I might not be wrong if I dare to say that your mind is forgetful and you won’t remember most of the stuff is going on in five minutes from now. Don’t be sad, here comes the next tip:
Try to write down everything that moves you emotionally every day. Use a napkin, a computer or take a photograph. Anything that reminds you of any uplifting moment. So you can go through it later to work on new ideas and projects.
“I know stories about amazing pieces of art that were born from some impromptu sketches in the most unlikely moment. Don’t miss any chance to create art, inspiration could be waiting on every corner, be ready for it.”
3. Just read.
Sometimes we are looking for some new ideas browsing online, searching interesting new illustrators or photographers to see what they do and inspire ourselves. And that’s cool. But we are living in a world full of images, videos, media. advertisement… and you might feel overwhelmed and even visually swamped occasionally. If you are at this point, I’m afraid you’re not going to find inspiration but obfuscation, so please, turn off your smartphone, tablet or computer.
O.K. So calm down. Stop forcing your eyes and start using just your mind. How? Very easily: by reading. We are so used to the immediate stuff that we forget about our imagination.
By reading, you’ll be immersed in new realities and you’ll be re-creating a whole new world by yourself. After reading, use all those ideas, energy and learning in your art.
“By reading, you’ll be immersed in new realities and you’ll be re-creating a whole new world by yourself. After reading, use all those ideas, energy and learning in your art.”
4. Go out and talk to actual humans.
I’m not saying you go out and bother people or become the official creepy guy of your neighbourhood. In general, artists use to locking themselves in their own world so much becoming blinded in a loop without any inspiration. You are just saturated and need to unwind.
Common things such as going out, taking a big breath, and not overthinking will be very helpful for you and your work.
In this case, inspiration can be your fruit seller or the library janitor. Wise people are everywhere.

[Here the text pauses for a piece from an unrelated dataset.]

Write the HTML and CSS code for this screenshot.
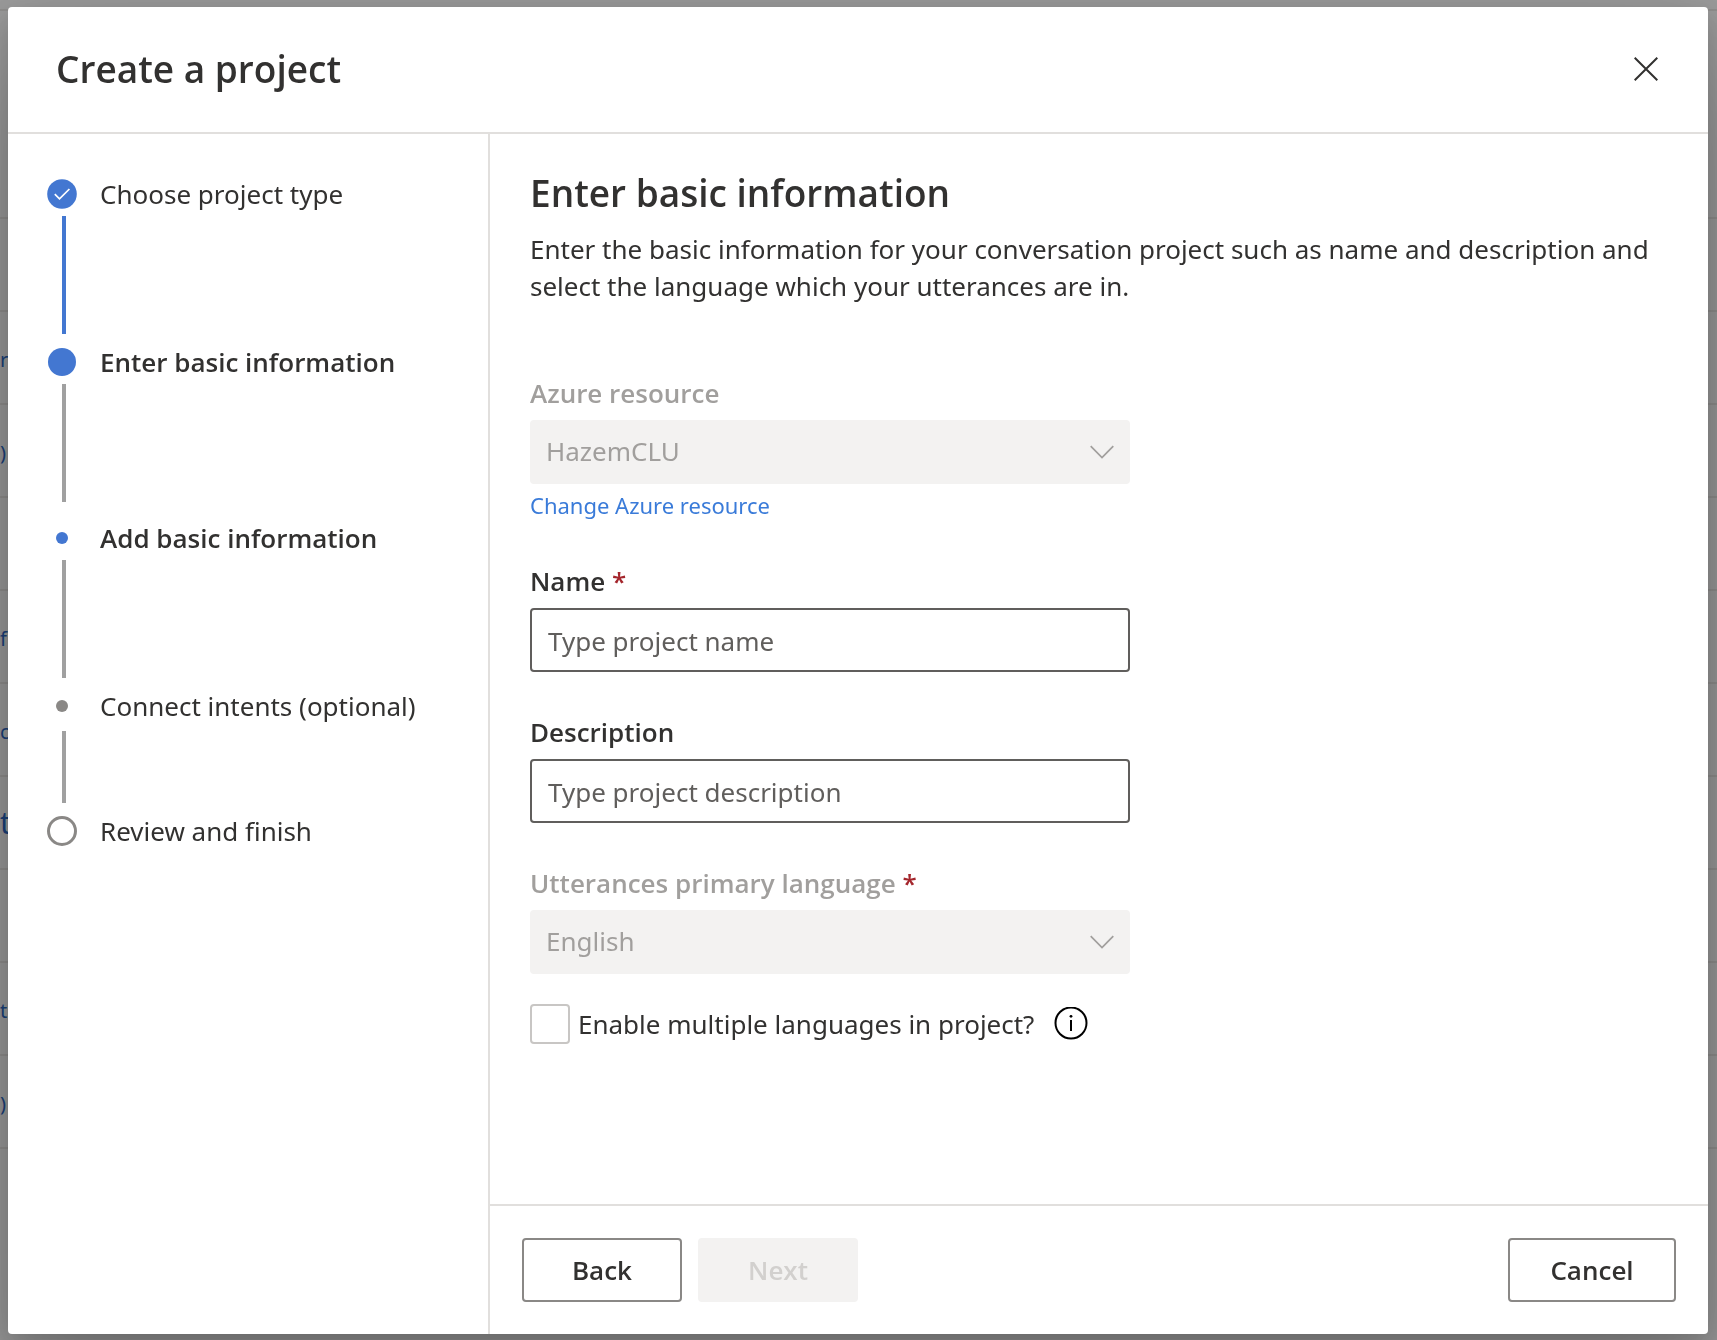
FILE: index.html
```html
<!DOCTYPE html>
<html lang="en">
<head>
<meta charset="utf-8">
<meta name="viewport" content="width=device-width, initial-scale=1">
<title>Create a project</title>
<link rel="stylesheet" href="styles.css">
</head>
<body>
<div class="backdrop-page" aria-hidden="true">
  <div class="row row-top"></div>
  <div class="row row-head"></div>
  <div class="row"></div>
  <div class="row"><span>r</span></div>
  <div class="row"><span>)</span></div>
  <div class="row"></div>
  <div class="row"><span>fl</span></div>
  <div class="row"><span>c</span></div>
  <div class="row row-large"><span>ti</span></div>
  <div class="row"></div>
  <div class="row"><span>ti</span></div>
  <div class="row"><span>)</span></div>
</div>

<div class="overlay">
  <div class="dialog" role="dialog" aria-modal="true" aria-labelledby="dialog-title">
    <header class="dialog-header">
      <h1 id="dialog-title" class="title">Create a project</h1>
      <button class="close" type="button" aria-label="Close">
        <svg width="24" height="24" viewBox="0 0 24 24" fill="none" stroke="#323130" stroke-width="2"><path d="M.7.7l22.600 22.600M23.300.7L.7 23.300"/></svg>
      </button>
    </header>
    <div class="dialog-body">
      <nav class="sidebar" aria-label="Steps">
        <ol class="steps">
          <li class="step">
            <div class="step-row">
              <span class="marker"><svg width="30" height="30" viewBox="0 0 30 30" fill="none"><circle cx="15" cy="15" r="14.800" fill="#4377d1"/><path d="M7.800 15.200l4.700 4.700L22.400 10" stroke="#fff" stroke-width="1.700"/></svg></span>
              <span>Choose project type</span>
            </div>
            <div class="line line-done"></div>
          </li>
          <li class="step">
            <div class="step-row step-current">
              <span class="marker"><span class="dot dot-current"></span></span>
              <span>Enter basic information</span>
            </div>
            <div class="line"></div>
          </li>
          <li class="step step-sub">
            <div class="step-row step-current">
              <span class="marker"><span class="dot dot-sub"></span></span>
              <span>Add basic information</span>
            </div>
            <div class="line"></div>
          </li>
          <li class="step">
            <div class="step-row">
              <span class="marker"><span class="dot dot-next"></span></span>
              <span>Connect intents (optional)</span>
            </div>
            <div class="line line-short"></div>
          </li>
          <li class="step">
            <div class="step-row">
              <span class="marker"><span class="dot dot-last"></span></span>
              <span>Review and finish</span>
            </div>
          </li>
        </ol>
      </nav>
      <form class="main">
        <div class="content">
          <h2 class="title">Enter basic information</h2>
          <p class="intro">Enter the basic information for your conversation project such as name and description and select the language which your utterances are in.</p>
          <div class="fields">
            <div class="field field-disabled">
              <label for="resource">Azure resource</label>
              <div class="select-wrap">
                <select id="resource" class="control" disabled><option>HazemCLU</option></select>
                <svg class="chevron" width="24" height="14" viewBox="0 0 24 14" fill="none" stroke="#a19f9d" stroke-width="1.700"><path d="M.7 1.200L12 12.500 23.300 1.200"/></svg>
              </div>
              <a class="link" href="#resource">Change Azure resource</a>
            </div>
            <div class="field">
              <label for="name">Name <span class="required">*</span></label>
              <input id="name" class="control" type="text" placeholder="Type project name" required>
            </div>
            <div class="field">
              <label for="description">Description</label>
              <input id="description" class="control" type="text" placeholder="Type project description">
            </div>
            <div class="field field-disabled">
              <label for="language">Utterances primary language <span class="required">*</span></label>
              <div class="select-wrap">
                <select id="language" class="control" disabled><option>English</option></select>
                <svg class="chevron" width="24" height="14" viewBox="0 0 24 14" fill="none" stroke="#a19f9d" stroke-width="1.700"><path d="M.7 1.200L12 12.500 23.300 1.200"/></svg>
              </div>
            </div>
          </div>
          <div class="check-row">
            <input id="multi" class="checkbox" type="checkbox">
            <label for="multi">Enable multiple languages in project?</label>
            <button class="info" type="button" aria-label="More information">
              <svg width="34" height="34" viewBox="0 0 34 34" fill="none"><circle cx="17" cy="16" r="15.500" stroke="#000" stroke-width="2"/><path d="M17 13v11" stroke="#000" stroke-width="2"/><circle cx="17" cy="9.300" r="1.400" fill="#000"/></svg>
            </button>
          </div>
        </div>
        <footer class="dialog-footer">
          <button class="button" type="button">Back</button>
          <button class="button" type="submit" disabled>Next</button>
          <button class="button button-cancel" type="button">Cancel</button>
        </footer>
      </form>
    </div>
  </div>
</div>
</body>
</html>
```
FILE: styles.css
```css
*,
*::before,
*::after {
  box-sizing: border-box;
}

body {
  margin: 0;
  color: #323130;
  font: 26px/37px "Noto Sans", "Segoe UI", sans-serif;
  background: #fff;
}

button,
input,
select {
  font: inherit;
  color: inherit;
}

h1,
h2,
p,
ol {
  margin: 0;
  padding: 0;
}

.title,
.step-current,
.field label,
.button {
  font-family: "Open Sans", "Segoe UI", sans-serif;
  font-weight: 600;
}

/* Page behind the dialog */
.backdrop-page {
  height: 100vh;
  overflow: hidden;
}

.row {
  display: flex;
  align-items: center;
  height: 93px;
  padding-top: 4px;
  border-bottom: 2px solid #edebe9;
  color: #2c6ac8;
  font-size: 20px;
}

.row-top {
  height: 11px;
}

.row-head {
  height: 208px;
}

.row-large {
  padding-top: 0;
  font-size: 30px;
}

.overlay {
  position: fixed;
  inset: 0;
  display: flex;
  padding: 7px 9px 6px 8px;
  background: rgba(0, 0, 0, 0.4);
}

.dialog {
  flex: 1;
  display: flex;
  flex-direction: column;
  min-width: 0;
  overflow: auto;
  background: #fff;
  border-radius: 4px;
  box-shadow: 0 51px 115px rgba(0, 0, 0, 0.22), 0 10px 29px rgba(0, 0, 0, 0.18);
}

.title {
  font-size: 37px;
  line-height: 54px;
}

.dialog-header {
  display: flex;
  align-items: center;
  justify-content: space-between;
  height: 127px;
  padding: 0 38px 2px 48px;
  border-bottom: 2px solid #e1dfdd;
}

.close {
  display: flex;
  padding: 12px;
  border: 0;
  background: none;
}

.dialog-body {
  flex: 1;
  display: flex;
}

/* Steps */
.sidebar {
  flex: none;
  width: 482px;
  padding: 38px 20px 20px 39px;
  border-right: 2px solid #e1dfdd;
}

.steps {
  display: flex;
  flex-direction: column;
  gap: 6px;
  list-style: none;
}

.step-sub {
  padding-top: 8px;
}

.step-row {
  display: flex;
  align-items: center;
  gap: 23px;
  height: 44px;
}

.marker {
  display: flex;
  align-items: center;
  justify-content: center;
  width: 30px;
  height: 30px;
}

.dot {
  width: 12px;
  height: 12px;
  border-radius: 50%;
  background: #4377d1;
}

.dot-current {
  width: 28px;
  height: 28px;
}

.dot-next {
  background: #8a8886;
}

.dot-last {
  width: 30px;
  height: 30px;
  border: 3px solid #8a8886;
  background: none;
}

.line {
  width: 4px;
  height: 118px;
  margin-left: 15px;
  background: #a0a0a0;
}

.line-done {
  background: #4377d1;
}

.line-short {
  height: 72px;
  margin-top: 3px;
}

/* Form */
.main {
  flex: 1;
  display: flex;
  flex-direction: column;
  min-width: 0;
}

.content {
  flex: 1;
  padding: 32px 40px;
}

.intro {
  margin: 11px 0 70px;
}

.fields {
  display: flex;
  flex-direction: column;
  gap: 42px;
  max-width: 600px;
}

.field {
  display: flex;
  flex-direction: column;
}

.field label {
  margin-bottom: 8px;
}

.field-disabled label {
  color: #a19f9d;
}

.required {
  color: #a4262c;
}

.select-wrap {
  position: relative;
}

.control {
  width: 100%;
  height: 64px;
  padding: 2px 16px 0;
  border: 2px solid #605e5c;
  border-radius: 4px;
  background: #fff;
}

.control::placeholder {
  color: #605e5c;
  opacity: 1;
}

.control:disabled {
  appearance: none;
  padding: 0 14px 2px;
  border-color: #f3f2f1;
  background: #f3f2f1;
  color: #a19f9d;
  opacity: 1;
}

.chevron {
  position: absolute;
  top: 25px;
  right: 16px;
  pointer-events: none;
}

.link {
  align-self: flex-start;
  margin-top: 5px;
  color: #3a7bd9;
  font-size: 22px;
  line-height: 32px;
  text-decoration: none;
}

.check-row {
  display: flex;
  align-items: center;
  margin-top: 30px;
}

.checkbox {
  appearance: none;
  width: 40px;
  height: 40px;
  margin: 0 8px 0 0;
  border: 2px solid #c8c6c4;
  border-radius: 4px;
}

.info {
  display: flex;
  margin-left: 20px;
  padding: 0;
  border: 0;
  background: none;
}

.dialog-footer {
  display: flex;
  gap: 16px;
  padding: 32px;
  border-top: 2px solid #e1dfdd;
}

.button {
  min-width: 160px;
  height: 64px;
  padding: 0 40px;
  border: 2px solid #8a8886;
  border-radius: 4px;
  background: #fff;
}

.button:disabled {
  border-color: #f3f2f1;
  background: #f3f2f1;
  color: #d2d0ce;
}

.button-cancel {
  min-width: 168px;
  margin-left: auto;
}
```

“Also, don’t miss the chance to talk to people you meet. You’ll be amazed how knowing a different point of view from people you don’t know will help you to see things with a new perspective. You can talk to them about any subject, and don’t hesitate to ask them about your current artwork or tell them what you do.”
5. Don’t forget to tell your story.
Has it ever happened to you that you are working on something nice, it looks amazing but you feel something is missing? You are in front of your creation and you feel it’s not completed, not ready to share with the world. And suddenly you feel lost, your muse has flown away. In this situation, have you ever considered what the story is behind your artwork?
We all know a pretty face without a brain is not appealing. The same thing occurs in art. There are times when artists forget about what they want to tell because they are so focused on what they want to show, how it looks.
Try flipping your creative process. Think about what you want people to learn about your creation: write down some ideas, stories and then try to represent it through your artworks. Once you’ve built a solid background, the whole artistic work won’t be that hard.
By providing some meaning to your artworks, it gives much value and it all will make more sense.
“…take a risk every day and open your mind. Your creative impulse will blossom and you will enrich your art a lot.”
6. Above all, art is not square.
Remember how much you hated Maths or Science because problems could only be solved in one way? Then welcome to Art, where there are no rules!
This sounds fantastic, but artists are human, which means they tend to plan everything. Can art be planned? Don’t get me wrong. It’s really nice to be organized, but try not to let your creative tasks become office work. You don’t have to work from 8am to 3pm, do things exactly the same day after day, and then forget everything till the next day. That could be really uninspiring.
Change the rules, don’t be monotonous. Being constant and dedicated doesn’t mean boring.
Do daily challenges. Try new materials in work, learn different techniques, change the route when coming home, walk more often, listen to music from a musician you don’t know, watch movies from a country you’ve never been to, plan to travel abroad, read that book you’ve been avoiding for ages, and visit those relatives or friends you haven’t seen in awhile.
Basically, take a risk every day and open your mind. Your creative impulse will blossom and you will enrich your art a lot.